_Challenge_:
In the listing that follows, retype every line from the first through the one containing "h-[1013px] w-[1845px] overflow-hidden". Pictures are to be left out.

-- begin Recorded information --

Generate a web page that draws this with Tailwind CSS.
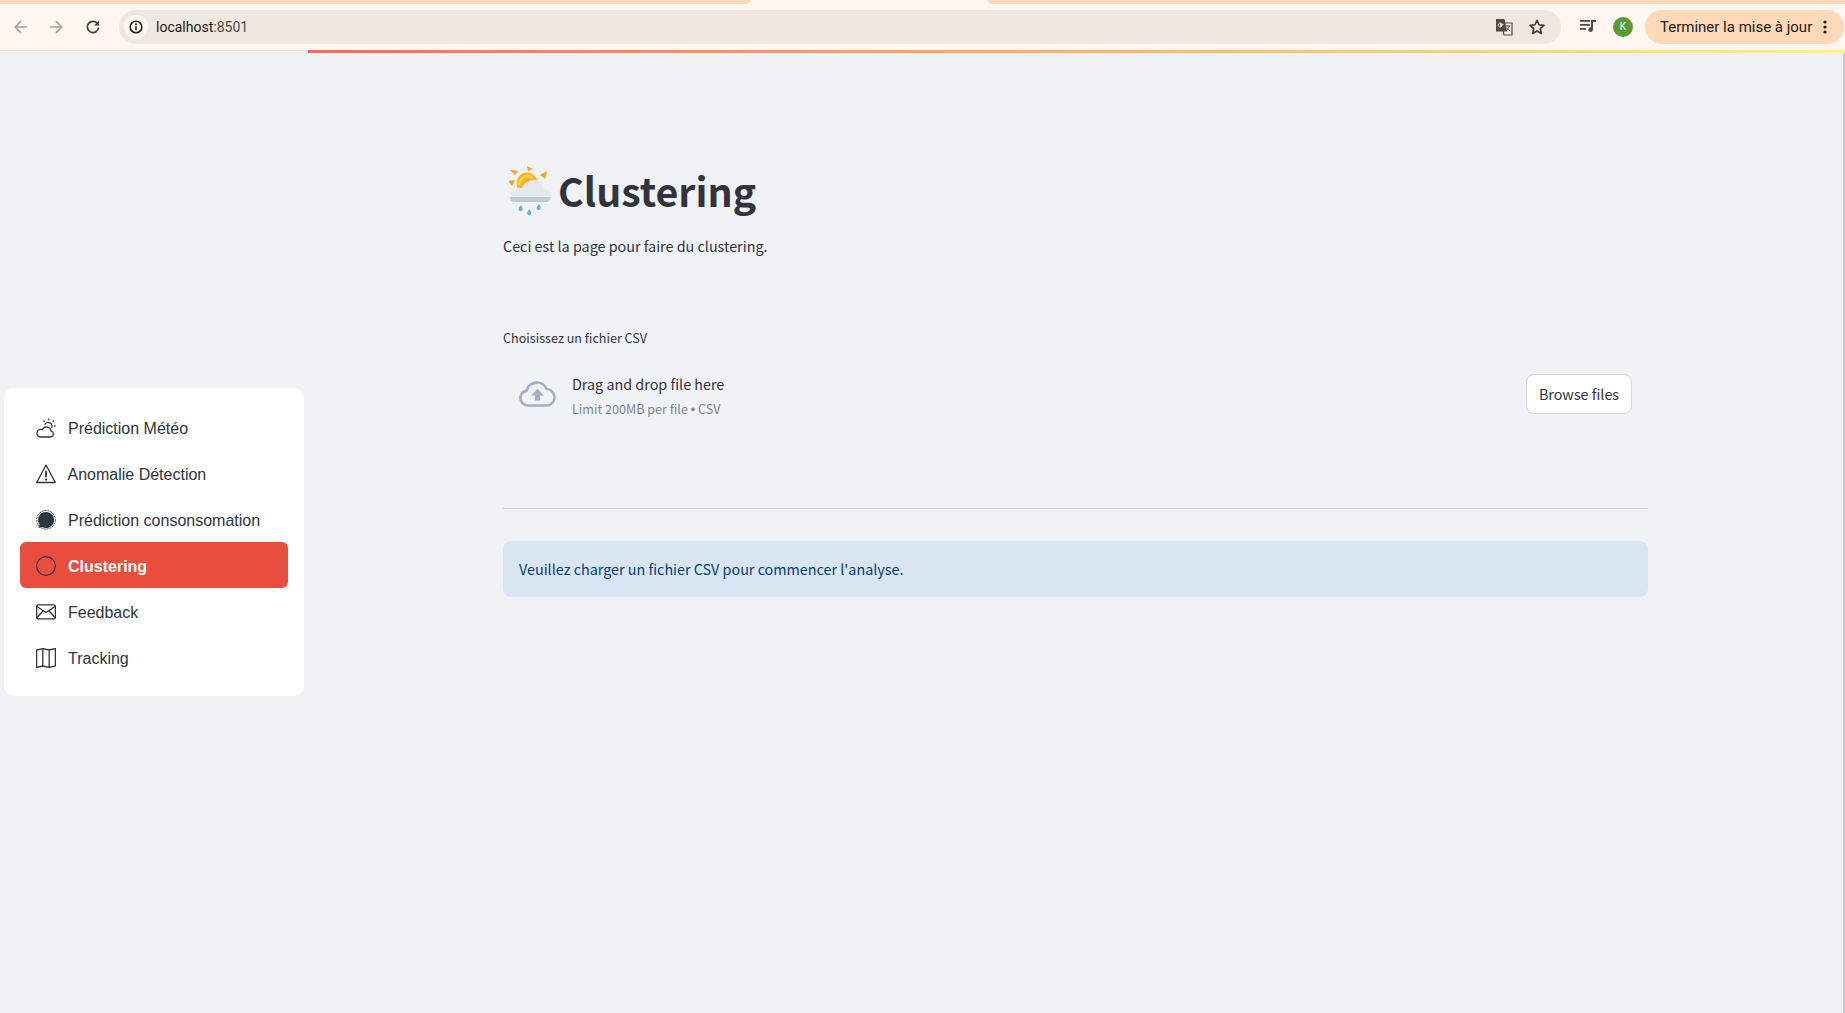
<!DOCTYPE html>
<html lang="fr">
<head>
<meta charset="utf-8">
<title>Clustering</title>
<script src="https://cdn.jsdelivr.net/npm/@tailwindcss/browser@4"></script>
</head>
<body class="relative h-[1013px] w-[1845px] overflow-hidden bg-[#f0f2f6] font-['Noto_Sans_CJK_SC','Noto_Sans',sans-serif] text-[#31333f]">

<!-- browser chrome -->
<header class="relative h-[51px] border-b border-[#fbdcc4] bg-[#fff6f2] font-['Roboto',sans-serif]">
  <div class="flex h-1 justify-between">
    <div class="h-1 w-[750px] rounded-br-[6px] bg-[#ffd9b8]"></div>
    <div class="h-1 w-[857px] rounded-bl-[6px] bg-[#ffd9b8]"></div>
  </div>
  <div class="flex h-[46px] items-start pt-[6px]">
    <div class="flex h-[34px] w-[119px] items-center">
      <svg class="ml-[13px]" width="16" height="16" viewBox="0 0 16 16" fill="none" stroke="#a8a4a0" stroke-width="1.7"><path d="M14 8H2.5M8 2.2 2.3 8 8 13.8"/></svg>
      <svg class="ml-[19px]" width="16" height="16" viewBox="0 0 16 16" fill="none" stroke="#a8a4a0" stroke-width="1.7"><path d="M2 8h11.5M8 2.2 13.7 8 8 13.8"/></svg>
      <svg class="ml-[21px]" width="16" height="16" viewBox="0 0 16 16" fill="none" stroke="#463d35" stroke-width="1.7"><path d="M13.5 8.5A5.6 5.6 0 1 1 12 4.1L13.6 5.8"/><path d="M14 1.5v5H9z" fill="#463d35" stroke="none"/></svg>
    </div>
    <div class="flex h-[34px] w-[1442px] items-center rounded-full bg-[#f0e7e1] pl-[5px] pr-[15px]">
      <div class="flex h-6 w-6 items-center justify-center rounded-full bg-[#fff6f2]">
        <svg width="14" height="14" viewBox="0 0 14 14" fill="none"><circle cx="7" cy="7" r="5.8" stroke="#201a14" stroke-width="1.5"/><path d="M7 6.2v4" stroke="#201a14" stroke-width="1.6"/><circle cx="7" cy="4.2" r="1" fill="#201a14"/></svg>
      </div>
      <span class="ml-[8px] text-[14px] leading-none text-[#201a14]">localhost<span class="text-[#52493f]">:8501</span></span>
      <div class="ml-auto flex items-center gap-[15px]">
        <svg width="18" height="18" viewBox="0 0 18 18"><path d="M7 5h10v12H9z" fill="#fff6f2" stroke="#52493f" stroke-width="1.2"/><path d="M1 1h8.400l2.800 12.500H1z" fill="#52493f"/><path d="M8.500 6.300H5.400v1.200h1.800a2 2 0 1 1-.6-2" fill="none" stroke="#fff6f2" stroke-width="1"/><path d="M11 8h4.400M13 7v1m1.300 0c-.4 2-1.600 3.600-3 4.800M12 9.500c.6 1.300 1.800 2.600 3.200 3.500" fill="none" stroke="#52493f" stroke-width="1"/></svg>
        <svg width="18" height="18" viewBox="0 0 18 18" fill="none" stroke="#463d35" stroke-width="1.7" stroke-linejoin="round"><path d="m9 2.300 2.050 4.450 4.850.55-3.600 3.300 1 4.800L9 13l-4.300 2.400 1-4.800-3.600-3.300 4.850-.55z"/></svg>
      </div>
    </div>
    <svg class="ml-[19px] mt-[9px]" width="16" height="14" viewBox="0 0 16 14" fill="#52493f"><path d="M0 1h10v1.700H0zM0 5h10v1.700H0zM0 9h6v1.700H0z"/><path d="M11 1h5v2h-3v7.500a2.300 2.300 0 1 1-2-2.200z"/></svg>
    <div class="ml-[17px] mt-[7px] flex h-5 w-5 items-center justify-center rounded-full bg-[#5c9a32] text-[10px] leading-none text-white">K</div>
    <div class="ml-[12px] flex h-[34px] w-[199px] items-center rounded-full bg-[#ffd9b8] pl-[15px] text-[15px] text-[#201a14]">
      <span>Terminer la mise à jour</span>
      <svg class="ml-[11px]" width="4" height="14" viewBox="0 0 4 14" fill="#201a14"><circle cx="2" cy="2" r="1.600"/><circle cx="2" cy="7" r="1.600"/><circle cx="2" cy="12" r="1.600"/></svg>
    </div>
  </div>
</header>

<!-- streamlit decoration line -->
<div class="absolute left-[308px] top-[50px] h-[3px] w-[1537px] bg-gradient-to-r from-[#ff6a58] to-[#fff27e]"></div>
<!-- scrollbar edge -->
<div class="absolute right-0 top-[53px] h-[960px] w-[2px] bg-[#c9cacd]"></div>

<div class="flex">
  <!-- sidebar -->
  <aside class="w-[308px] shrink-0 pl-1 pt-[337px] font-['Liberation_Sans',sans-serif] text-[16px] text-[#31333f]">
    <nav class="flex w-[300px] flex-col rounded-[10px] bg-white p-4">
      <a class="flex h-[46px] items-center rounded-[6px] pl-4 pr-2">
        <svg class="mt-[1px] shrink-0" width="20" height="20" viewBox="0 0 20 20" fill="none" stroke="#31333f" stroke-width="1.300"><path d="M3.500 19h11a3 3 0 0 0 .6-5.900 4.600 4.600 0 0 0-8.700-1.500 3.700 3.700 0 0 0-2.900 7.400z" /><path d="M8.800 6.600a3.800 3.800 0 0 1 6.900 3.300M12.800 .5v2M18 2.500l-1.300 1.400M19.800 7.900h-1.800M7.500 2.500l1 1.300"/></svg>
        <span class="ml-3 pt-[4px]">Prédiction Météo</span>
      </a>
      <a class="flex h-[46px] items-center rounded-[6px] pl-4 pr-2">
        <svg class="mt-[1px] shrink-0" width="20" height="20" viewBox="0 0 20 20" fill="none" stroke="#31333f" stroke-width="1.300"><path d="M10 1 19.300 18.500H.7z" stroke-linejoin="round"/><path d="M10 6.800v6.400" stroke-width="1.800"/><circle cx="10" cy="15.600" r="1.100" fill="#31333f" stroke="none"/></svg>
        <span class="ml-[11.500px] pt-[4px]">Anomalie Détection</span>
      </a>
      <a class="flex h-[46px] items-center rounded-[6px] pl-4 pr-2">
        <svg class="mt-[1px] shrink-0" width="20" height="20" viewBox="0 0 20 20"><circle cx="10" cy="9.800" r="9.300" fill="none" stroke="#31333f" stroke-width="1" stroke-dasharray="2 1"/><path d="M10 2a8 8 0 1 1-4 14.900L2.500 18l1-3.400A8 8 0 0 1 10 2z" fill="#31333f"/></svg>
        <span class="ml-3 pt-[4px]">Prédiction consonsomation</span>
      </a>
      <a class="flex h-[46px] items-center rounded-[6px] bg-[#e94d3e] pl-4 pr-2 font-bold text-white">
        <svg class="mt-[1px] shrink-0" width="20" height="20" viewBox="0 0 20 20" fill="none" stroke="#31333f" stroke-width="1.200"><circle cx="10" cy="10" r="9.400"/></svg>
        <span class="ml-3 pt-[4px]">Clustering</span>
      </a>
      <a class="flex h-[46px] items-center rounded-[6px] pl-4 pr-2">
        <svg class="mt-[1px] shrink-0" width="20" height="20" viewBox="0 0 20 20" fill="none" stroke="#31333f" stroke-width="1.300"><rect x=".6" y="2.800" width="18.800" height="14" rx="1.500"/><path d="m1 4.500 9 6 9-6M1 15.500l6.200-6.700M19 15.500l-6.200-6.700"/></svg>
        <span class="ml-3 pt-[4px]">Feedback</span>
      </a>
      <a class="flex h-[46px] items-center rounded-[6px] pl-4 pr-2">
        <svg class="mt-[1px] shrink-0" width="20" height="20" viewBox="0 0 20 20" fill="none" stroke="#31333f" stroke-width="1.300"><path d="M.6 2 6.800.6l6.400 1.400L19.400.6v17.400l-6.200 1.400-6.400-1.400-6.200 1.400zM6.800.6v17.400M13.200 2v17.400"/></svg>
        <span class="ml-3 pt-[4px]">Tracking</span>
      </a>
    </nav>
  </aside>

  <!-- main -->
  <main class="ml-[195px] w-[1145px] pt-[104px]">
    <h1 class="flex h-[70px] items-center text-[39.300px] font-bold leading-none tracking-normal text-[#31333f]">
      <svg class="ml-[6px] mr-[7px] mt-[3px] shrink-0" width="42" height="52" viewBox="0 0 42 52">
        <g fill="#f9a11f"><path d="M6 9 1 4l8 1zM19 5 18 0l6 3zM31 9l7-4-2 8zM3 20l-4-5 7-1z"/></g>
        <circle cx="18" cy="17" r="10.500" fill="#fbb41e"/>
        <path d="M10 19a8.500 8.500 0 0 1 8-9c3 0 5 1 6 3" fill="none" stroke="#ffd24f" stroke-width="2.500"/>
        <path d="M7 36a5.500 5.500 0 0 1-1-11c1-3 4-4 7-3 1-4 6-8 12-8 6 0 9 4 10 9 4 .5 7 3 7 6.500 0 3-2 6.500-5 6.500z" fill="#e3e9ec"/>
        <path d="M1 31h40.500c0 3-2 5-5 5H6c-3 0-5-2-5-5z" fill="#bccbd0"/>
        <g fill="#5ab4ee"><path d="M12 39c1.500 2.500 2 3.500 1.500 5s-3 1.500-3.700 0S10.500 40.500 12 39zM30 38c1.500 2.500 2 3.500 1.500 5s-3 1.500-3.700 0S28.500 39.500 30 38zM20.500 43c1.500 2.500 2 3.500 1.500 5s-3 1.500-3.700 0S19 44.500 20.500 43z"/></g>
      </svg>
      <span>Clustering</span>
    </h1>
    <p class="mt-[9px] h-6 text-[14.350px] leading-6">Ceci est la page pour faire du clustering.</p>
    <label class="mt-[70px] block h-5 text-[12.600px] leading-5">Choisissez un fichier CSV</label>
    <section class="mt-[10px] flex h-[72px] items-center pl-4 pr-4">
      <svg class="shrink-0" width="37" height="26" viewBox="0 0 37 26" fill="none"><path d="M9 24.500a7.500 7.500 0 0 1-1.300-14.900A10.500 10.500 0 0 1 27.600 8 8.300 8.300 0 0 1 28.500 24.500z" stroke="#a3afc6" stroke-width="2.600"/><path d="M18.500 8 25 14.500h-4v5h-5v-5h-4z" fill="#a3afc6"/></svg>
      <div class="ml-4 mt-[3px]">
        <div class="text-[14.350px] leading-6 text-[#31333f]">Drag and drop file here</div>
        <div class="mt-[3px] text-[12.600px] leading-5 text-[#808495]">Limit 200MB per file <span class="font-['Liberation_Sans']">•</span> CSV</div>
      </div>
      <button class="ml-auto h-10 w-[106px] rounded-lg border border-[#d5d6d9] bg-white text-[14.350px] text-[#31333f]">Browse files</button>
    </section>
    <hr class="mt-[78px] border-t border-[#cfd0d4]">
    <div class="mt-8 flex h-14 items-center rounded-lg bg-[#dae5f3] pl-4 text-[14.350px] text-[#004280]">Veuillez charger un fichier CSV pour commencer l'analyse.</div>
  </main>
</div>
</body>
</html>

-- end Recorded information --

_Solution for this exercise_:
Generate a web page that draws this with Tailwind CSS.
<!DOCTYPE html>
<html lang="fr">
<head>
<meta charset="utf-8">
<title>Clustering</title>
<script src="https://cdn.jsdelivr.net/npm/@tailwindcss/browser@4"></script>
</head>
<body class="relative h-[1013px] w-[1845px] overflow-hidden bg-[#f0f2f6] font-['Noto_Sans_CJK_SC','Noto_Sans',sans-serif] text-[#31333f]">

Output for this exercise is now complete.